Comment From: mathman79

Any thoughts on this? In my example above the _lexsort_depth also changes:

index = df.iloc[:-1].copy().index
index2 = index.remove_unused_levels()
assert index._lexsort_depth == index2._lexsort_depth

This means that suddenly errors like below could occur, because unused index levels were removed:

import pandas as pd

df = pd.DataFrame(
    [
        ("aap", "1991-01-02", 100.0000),
        ("aap", "2024-12-24", 75.7575),
        ("noot", "1960-01-04", 11.111),
        ("noot", "2024-12-24", 123.45),
        ("noot", "2024-12-30", 321.54),
    ],
    columns=["name", "date", "value"],
).set_index(["name", "date"])["value"]

df_ = df.iloc[:-1].copy()
df_.loc[:, "2000-01-01":"2024-12-24"]

df_.index = df_.index.remove_unused_levels()
df_.loc[:, "2000-01-01":"2024-12-24"]

which fails with

UnsortedIndexError: 'MultiIndex slicing requires the index to be lexsorted: slicing on levels [1], lexsort depth 1'

on the second slice, but things work fine on the first slice.
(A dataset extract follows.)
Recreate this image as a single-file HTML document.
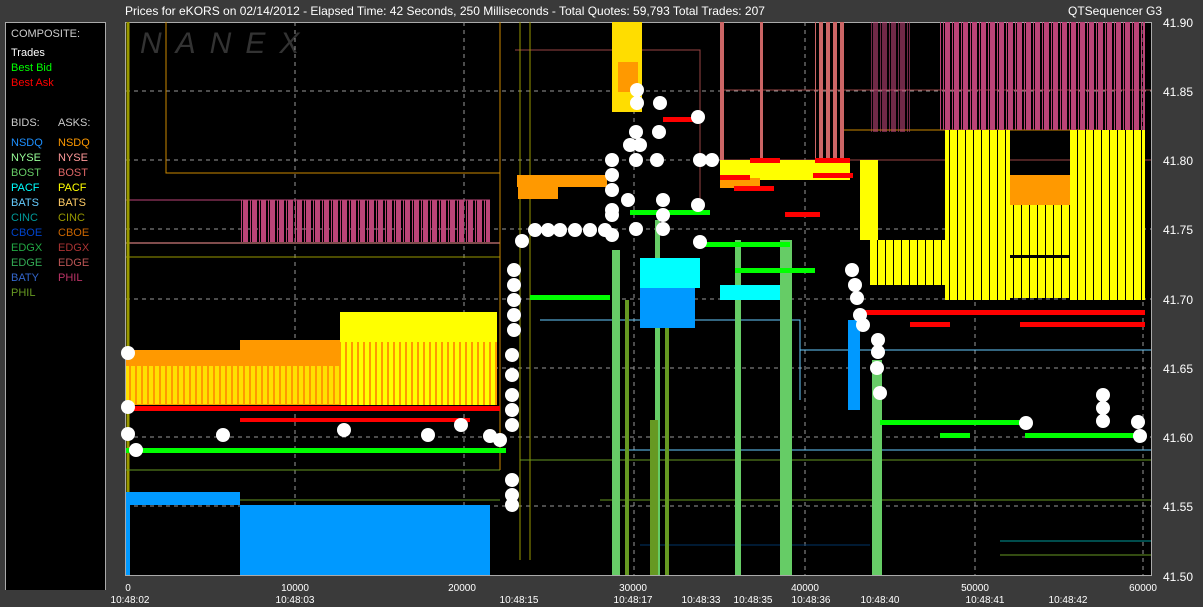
<!DOCTYPE html>
<html><head><meta charset="utf-8"><style>
body{margin:0;background:#3a3a3a;width:1203px;height:607px;overflow:hidden;font-family:"Liberation Sans",sans-serif}
svg{position:absolute;left:0;top:0}
</style></head><body>
<svg width="1203" height="607" xmlns="http://www.w3.org/2000/svg" font-family="Liberation Sans, sans-serif">
<defs>
<pattern id="pp" width="9" height="10" patternUnits="userSpaceOnUse"><rect width="5" height="10" fill="#b47"/><rect x="7" width="1" height="10" fill="#b47"/></pattern>
<pattern id="pk" width="7" height="10" patternUnits="userSpaceOnUse"><rect width="4" height="10" fill="#c66"/></pattern>
<pattern id="yo" width="6" height="10" patternUnits="userSpaceOnUse"><rect width="6" height="10" fill="#ff0"/><rect x="3" width="2" height="10" fill="#f90"/></pattern>
<pattern id="yb" width="8" height="10" patternUnits="userSpaceOnUse"><rect width="8" height="10" fill="#ff0"/><rect x="5" width="1" height="10" fill="#000"/></pattern>
</defs>
<rect width="1203" height="607" fill="#3a3a3a"/>
<text x="125" y="15" fill="#fff" font-size="12">Prices for  eKORS  on  02/14/2012  -  Elapsed Time: 42 Seconds, 250 Milliseconds  -  Total Quotes: 59,793  Total Trades: 207</text>
<text x="1068" y="15" fill="#fff" font-size="12">QTSequencer G3</text>
<rect x="5.5" y="22.5" width="100" height="590" fill="#000" stroke="#aaa"/>
<g font-size="11">
<text x="11" y="37" fill="#ccc">COMPOSITE:</text>
<text x="11" y="56" fill="#fff">Trades</text>
<text x="11" y="71" fill="#0f0">Best Bid</text>
<text x="11" y="86" fill="#f00">Best Ask</text>
<text x="11" y="126" fill="#ccc">BIDS:</text><text x="58" y="126" fill="#ccc">ASKS:</text>
<text x="11" y="146" fill="#1e90ff">NSDQ</text><text x="58" y="146" fill="#f90">NSDQ</text>
<text x="11" y="161" fill="#9f9">NYSE</text><text x="58" y="161" fill="#f99">NYSE</text>
<text x="11" y="176" fill="#6c6">BOST</text><text x="58" y="176" fill="#d66">BOST</text>
<text x="11" y="191" fill="#0ff">PACF</text><text x="58" y="191" fill="#ff0">PACF</text>
<text x="11" y="206" fill="#6cf">BATS</text><text x="58" y="206" fill="#fc6">BATS</text>
<text x="11" y="221" fill="#099">CINC</text><text x="58" y="221" fill="#990">CINC</text>
<text x="11" y="236" fill="#04c">CBOE</text><text x="58" y="236" fill="#c60">CBOE</text>
<text x="11" y="251" fill="#2a4">EDGX</text><text x="58" y="251" fill="#a33">EDGX</text>
<text x="11" y="266" fill="#3a5">EDGE</text><text x="58" y="266" fill="#b55">EDGE</text>
<text x="11" y="281" fill="#36c">BATY</text><text x="58" y="281" fill="#b36">PHIL</text>
<text x="11" y="296" fill="#692">PHIL</text>
</g>
<rect x="125.5" y="22.5" width="1026" height="553" fill="#000" stroke="#aaa"/>
<text x="140" y="53" fill="#333" font-size="30" font-style="italic" letter-spacing="14">NANEX</text>
<g stroke="#999" stroke-dasharray="4,4" stroke-width="1">
<path d="M126 91H1151M126 160H1151M126 229H1151M126 299H1151M126 368H1151M126 437H1151M126 506H1151"/>
<path d="M295 22V575M464 22V575M634 22V575M805 22V575M975 22V575M1143 22V575"/>
</g>
<g fill="none" stroke-width="1">
<path d="M166 22V173H500" stroke="#c80"/>
<path d="M126 200H490" stroke="#b47"/>
<path d="M126 243H500" stroke="#f99"/>
<path d="M126 257H500" stroke="#990"/>
<path d="M515 50H700V200" stroke="#944"/>
<path d="M500 22V470" stroke="#c80"/>
<path d="M520 22V560M530 22V560" stroke="#990"/>
<path d="M128 22V575" stroke="#990" stroke-width="3"/>
<path d="M720 90H1151M720 160H1151" stroke="#944"/>
<path d="M840 130H1100" stroke="#c80"/>
<path d="M520 460H1151M600 500H1151" stroke="#692"/>
<path d="M540 320H800V400M800 350H1151M620 450H1151" stroke="#6cf"/>
<path d="M126 470H500M126 500H500" stroke="#692"/>
<path d="M1000 555H1151" stroke="#692"/>
<path d="M1000 541H1151" stroke="#099"/>
<path d="M640 545H870" stroke="#036"/>
</g>
<g fill="#6c6">
<rect x="612" y="250" width="8" height="325"/>
<rect x="735" y="240" width="6" height="335"/>
<rect x="780" y="240" width="12" height="335"/>
<rect x="872" y="360" width="10" height="215"/>
<rect x="655" y="220" width="5" height="355"/>
</g>
<g fill="#692">
<rect x="650" y="420" width="8" height="155"/><rect x="625" y="300" width="4" height="275"/><rect x="665" y="280" width="4" height="295"/>
</g>
<rect x="240" y="200" width="250" height="42" fill="url(#pp)"/>
<rect x="126" y="350" width="114" height="55" fill="#f90"/>
<rect x="240" y="340" width="100" height="65" fill="#f90"/>
<rect x="126" y="366" width="214" height="38" fill="url(#yo)" opacity="0.7"/>
<rect x="340" y="312" width="157" height="93" fill="url(#yo)"/>
<rect x="340" y="312" width="157" height="30" fill="#ff0"/>
<rect x="130" y="406" width="370" height="5" fill="#f00"/>
<rect x="240" y="418" width="230" height="4" fill="#f00"/>
<rect x="126" y="492" width="114" height="13" fill="#09f"/>
<rect x="240" y="505" width="250" height="70" fill="#09f"/>
<rect x="126" y="505" width="4" height="70" fill="#09f"/>
<rect x="126" y="448" width="380" height="5" fill="#0f0"/>
<rect x="612" y="22" width="30" height="90" fill="#fd0"/>
<rect x="618" y="62" width="20" height="30" fill="#f90"/>
<rect x="517" y="175" width="90" height="12" fill="#f90"/>
<rect x="518" y="185" width="40" height="14" fill="#f90"/>
<rect x="640" y="258" width="60" height="30" fill="#0ff"/>
<rect x="640" y="288" width="55" height="40" fill="#09f"/>
<rect x="720" y="285" width="60" height="15" fill="#0ff"/>
<rect x="848" y="320" width="12" height="90" fill="#09f"/>
<rect x="530" y="295" width="80" height="5" fill="#0f0"/>
<rect x="630" y="210" width="80" height="5" fill="#0f0"/>
<rect x="735" y="268" width="80" height="5" fill="#0f0"/>
<rect x="700" y="242" width="90" height="5" fill="#0f0"/>
<rect x="880" y="420" width="90" height="5" fill="#0f0"/>
<rect x="970" y="420" width="60" height="5" fill="#0f0"/>
<rect x="940" y="433" width="30" height="5" fill="#0f0"/>
<rect x="1025" y="433" width="120" height="5" fill="#0f0"/>
<rect x="815" y="22" width="30" height="140" fill="url(#pk)"/>
<rect x="720" y="22" width="4" height="140" fill="#c66"/>
<rect x="760" y="22" width="3" height="140" fill="#c66"/>
<rect x="940" y="22" width="205" height="108" fill="url(#pp)"/>
<rect x="870" y="22" width="40" height="110" fill="url(#pp)" opacity="0.6"/>
<rect x="720" y="160" width="130" height="20" fill="#ff0"/>
<rect x="720" y="178" width="40" height="10" fill="#f90"/>
<rect x="870" y="240" width="75" height="45" fill="url(#yb)"/>
<rect x="945" y="130" width="65" height="170" fill="url(#yb)"/>
<rect x="1010" y="175" width="60" height="30" fill="#f90"/>
<rect x="1010" y="205" width="60" height="50" fill="url(#yb)"/>
<rect x="1070" y="130" width="75" height="170" fill="url(#yb)"/>
<rect x="1010" y="258" width="60" height="40" fill="url(#yb)"/>
<rect x="860" y="160" width="18" height="80" fill="#ff0"/>
<g fill="#f00">
<rect x="862" y="310" width="283" height="5"/>
<rect x="910" y="322" width="40" height="5"/>
<rect x="1020" y="322" width="125" height="5"/>
<rect x="720" y="175" width="30" height="5"/>
<rect x="750" y="158" width="30" height="5"/>
<rect x="785" y="212" width="35" height="5"/>
<rect x="815" y="158" width="35" height="5"/>
<rect x="813" y="173" width="40" height="5"/>
<rect x="663" y="117" width="35" height="5"/>
<rect x="734" y="186" width="40" height="5"/>
</g>
<g fill="#fff">
<circle cx="128" cy="353" r="7"/><circle cx="128" cy="407" r="7"/><circle cx="128" cy="434" r="7"/>
<circle cx="136" cy="450" r="7"/><circle cx="223" cy="435" r="7"/><circle cx="344" cy="430" r="7"/><circle cx="428" cy="435" r="7"/><circle cx="461" cy="425" r="7"/>
<circle cx="490" cy="436" r="7"/><circle cx="500" cy="440" r="7"/>
<circle cx="512" cy="355" r="7"/><circle cx="512" cy="375" r="7"/><circle cx="512" cy="395" r="7"/><circle cx="512" cy="410" r="7"/><circle cx="512" cy="425" r="7"/><circle cx="512" cy="480" r="7"/><circle cx="512" cy="495" r="7"/><circle cx="512" cy="505" r="7"/>
<circle cx="514" cy="270" r="7"/><circle cx="514" cy="285" r="7"/><circle cx="514" cy="300" r="7"/><circle cx="514" cy="315" r="7"/><circle cx="514" cy="330" r="7"/>
<circle cx="522" cy="241" r="7"/><circle cx="535" cy="230" r="7"/><circle cx="548" cy="230" r="7"/><circle cx="560" cy="230" r="7"/><circle cx="575" cy="230" r="7"/><circle cx="590" cy="230" r="7"/><circle cx="605" cy="230" r="7"/>
<circle cx="612" cy="160" r="7"/><circle cx="612" cy="175" r="7"/><circle cx="612" cy="190" r="7"/><circle cx="612" cy="210" r="7"/><circle cx="612" cy="215" r="7"/><circle cx="612" cy="235" r="7"/>
<circle cx="637" cy="90" r="7"/><circle cx="637" cy="103" r="7"/><circle cx="636" cy="132" r="7"/><circle cx="630" cy="145" r="7"/><circle cx="640" cy="145" r="7"/><circle cx="636" cy="160" r="7"/>
<circle cx="660" cy="103" r="7"/><circle cx="659" cy="132" r="7"/><circle cx="657" cy="160" r="7"/><circle cx="628" cy="200" r="7"/><circle cx="636" cy="229" r="7"/>
<circle cx="663" cy="200" r="7"/><circle cx="663" cy="215" r="7"/><circle cx="663" cy="229" r="7"/><circle cx="698" cy="117" r="7"/><circle cx="700" cy="160" r="7"/><circle cx="712" cy="160" r="7"/><circle cx="698" cy="205" r="7"/><circle cx="700" cy="242" r="7"/>
<circle cx="852" cy="270" r="7"/><circle cx="855" cy="285" r="7"/><circle cx="857" cy="298" r="7"/><circle cx="860" cy="315" r="7"/><circle cx="863" cy="325" r="7"/><circle cx="878" cy="340" r="7"/><circle cx="878" cy="352" r="7"/><circle cx="877" cy="368" r="7"/><circle cx="880" cy="393" r="7"/>
<circle cx="1026" cy="423" r="7"/><circle cx="1103" cy="395" r="7"/><circle cx="1103" cy="408" r="7"/><circle cx="1103" cy="421" r="7"/><circle cx="1138" cy="422" r="7"/><circle cx="1140" cy="436" r="7"/>
</g>
<g fill="#fff" font-size="12">
<text x="1163" y="27">41.90</text><text x="1163" y="96">41.85</text><text x="1163" y="165">41.80</text><text x="1163" y="234">41.75</text><text x="1163" y="304">41.70</text><text x="1163" y="373">41.65</text><text x="1163" y="442">41.60</text><text x="1163" y="511">41.55</text><text x="1163" y="581">41.50</text>
</g>
<g fill="#fff" font-size="10" text-anchor="middle">
<text x="128" y="591">0</text><text x="295" y="591">10000</text><text x="462" y="591">20000</text><text x="633" y="591">30000</text><text x="805" y="591">40000</text><text x="975" y="591">50000</text><text x="1143" y="591">60000</text>
<text x="130" y="603">10:48:02</text><text x="295" y="603">10:48:03</text><text x="519" y="603">10:48:15</text><text x="633" y="603">10:48:17</text><text x="701" y="603">10:48:33</text><text x="753" y="603">10:48:35</text><text x="811" y="603">10:48:36</text><text x="880" y="603">10:48:40</text><text x="985" y="603">10:48:41</text><text x="1068" y="603">10:48:42</text>
</g>
<rect x="5" y="590" width="101" height="17" fill="#3a3a3a"/>
</svg>
</body></html>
This might be a better example showing that even basic well-defined operations break with the current remove_unused_levels implementation and that this should be fixed.

Comment From: mathman79

Simplied example with only the multi-index and similar to the example in the code

>>> mi = pd.MultiIndex.from_tuples([(0, "b"), (0, "c"), (1, "a"), (1, "c"), (1, "d")])
>>> mi
MultiIndex([(0, 'b'),
            (0, 'c'),
            (1, 'a'),
            (1, 'c'),
            (1, 'd')],
           )
>>> mi.levels
FrozenList([[0, 1], ['a', 'b', 'c', 'd']])
>>> mi[:-1]
MultiIndex([(0, 'b'),
            (0, 'c'),
            (1, 'a'),
            (1, 'c')],
           )
>>> mi2 = mi[:-1].remove_unused_levels()
>>> mi2.levels
FrozenList([[0, 1], ['b', 'c', 'a']])

Comment From: rhshadrach

Thanks @mathman79 for the loc example in https://github.com/pandas-dev/pandas/issues/61245#issuecomment-3250315979. I'm positive on treating the order of levels as user-facing and thus it should not change when removing unused levels.

@jbrockmendel - would you call this a bug as well?